Pangelinan spoke with the project director and shared her experiences in canvassing the Dededo area.
“I was giving some safety tips and kind of just making sure that we are out there in numbers, and nobody is alone on the streets,” she said. “So we are getting ready to do that and all the training is done.”
Although the Manggaige Ham team has not begun canvassing, Pangelinan shared what she believes they could come across with regard to homelessness.
“We might encounter families who are living with other families. So they might have been displaced by the typhoon, never came to the shelters and may not be receiving services from us,” Pangelinan said.
The hope is that the canvassing effort will help identify families experiencing homelessness and get them the help and access to long-term services they need. The canvassing effort will deploy part-time stipend-paid workers under a federal grant.
“They will knock on doors, introduce themselves. They are really doing a quick screening and check-in,” Pangelinan said.
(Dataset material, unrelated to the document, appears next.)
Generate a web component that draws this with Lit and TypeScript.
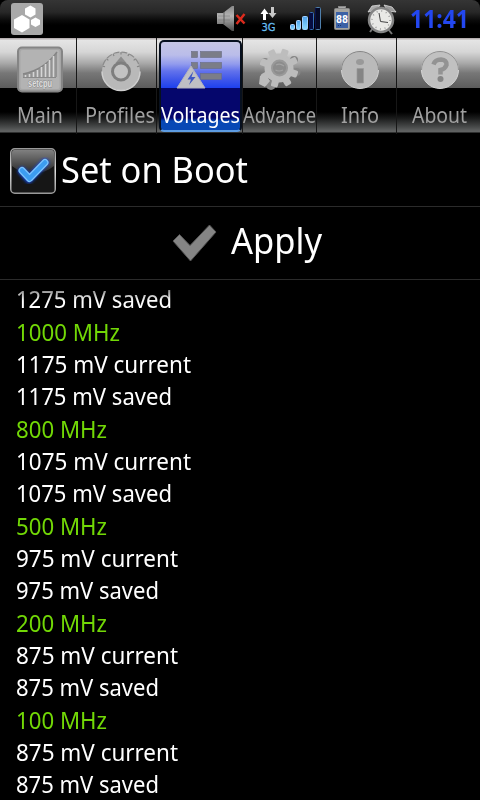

Pangelinan clarified that the workers are not licensed counselors and will not be providing counseling, but they have been trained to identify certain red flags.
“They are trained to kind of pick up on certain identifiers, so if they recognize certain symptoms and signs they will be providing resources to them … brochures with information of available services … not just Guam Behavioral Health,” she said.
Pangelinan said the door-to-door effort aims to reach individuals who may not have access to mediums like social media and share with them the services that are available.
“We are trying to just do a massive outreach to everybody,” she said.
This will be Manggaige Ham’s first time canvassing villages throughout the island.
“We will officially begin the RSP part of this program, which is the regular services program, on the 26th of this month, which gives us nine months,” Pangelinan said.
Canvassing efforts will begin in two weeks to find families still affected by Typhoon Mawar and get them the support services they need.